Outro componente importante que foi desconsiderado na concepção do projeto foi a paisagem urbana. O arquiteto urbanista Tiago Brasileiro explica que o trecho final do Jaguaribe, que acompanha a orla na região de Patamares, é tombado pelo Iphan como paisagem cultural. “A história mostra como a paisagem daquele trecho é importante e os projetos do governo do estado e prefeitura nessa região descaracterizam completamente esse trecho, que é protegido. Podendo inclusive reduzir o valor dos terrenos, inibir atividades econômicas e de entretenimento e culturais que já acontecem ali˜, explica ele.

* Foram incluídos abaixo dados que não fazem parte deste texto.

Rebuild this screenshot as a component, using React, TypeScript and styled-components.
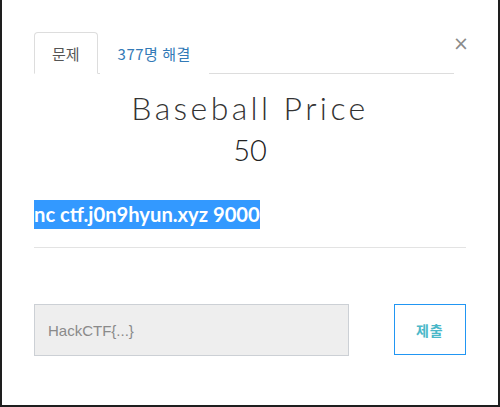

Participação social não existiu
Lavínia Bomsucesso é moradora do entorno da obra e critica a falta de envolvimento da comunidade na discussão do projeto “Não houve consulta aos moradores. Tem sido uma prática dos entes públicos, através das prerrogativas de governador e prefeito, determinar projetos para a cidade e estado sem passar pela consulta à população. Nós, moradores, não conhecemos o projeto, não sabemos o que vai acontecer. Tomamos contato com a existência da obra através da própria sociedade civil que se mobilizou e chamou atenção para a questão”. Ela ressalta ainda que os investimentos deveriam vir para revitalizar o rio, eliminando os lançamentos de esgoto que poluem o rio e chegam à praia, e que o modelo de parque linear proposto pelo governo não é satisfatório já que antropizaria áreas naturais em um espaço que já tem opções de lazer e convivência.
Duas instâncias fundamentais de participação social também não foram consultadas: o Comitê de Bacia do Recôncavo Norte e Inhambupe e a prefeitura-bairro de Itapuã, que segundo dizem respectivamente a Política Nacional de Recursos Hídricos e o Plano Diretor de Desenvolvimento Urbano de Salvador, deveriam participar e deliberar sobre o projeto. A Ação Civil Pública aponta isso e também a falta de publicização do projeto, conforme manda a Lei de Acesso à Informação (Lei Nº 12.527, de 18 de novembro de 2011).
Renato Cunha, coordenador executivo do Gambá, afirma que a licença única concedida pelo estado é muito frágil. Não exigiu o Estudo e o Relatório de Impacto Ambiental, nem as audiências públicas, não teve transparência no processo, nem oferece condicionantes razoáveis.
Lavínia reforça a necessidade que essas consultas e participações sejam feitas desde a definição inicial do projeto para que ele seja melhor adequado: “A cada trecho desse rio, pelo que sabemos hoje são 10 km de canalização prevista, ele tem uma necessidade. Por isso que seria importante as consultas e audiências públicas e o emprego de novas tecnologias dentro do princípio da conservação ambiental. Se fosse desenvolvido sob esses princípios ele usaria diversos tipos de tecnologia e não haveria a homogeneização de uma tecnologia ao longa da bacia como um todo (…) Queremos uma política pública participativa, construir o presente juntos para que no futuro não olhemos para trás e nos arrependamos”.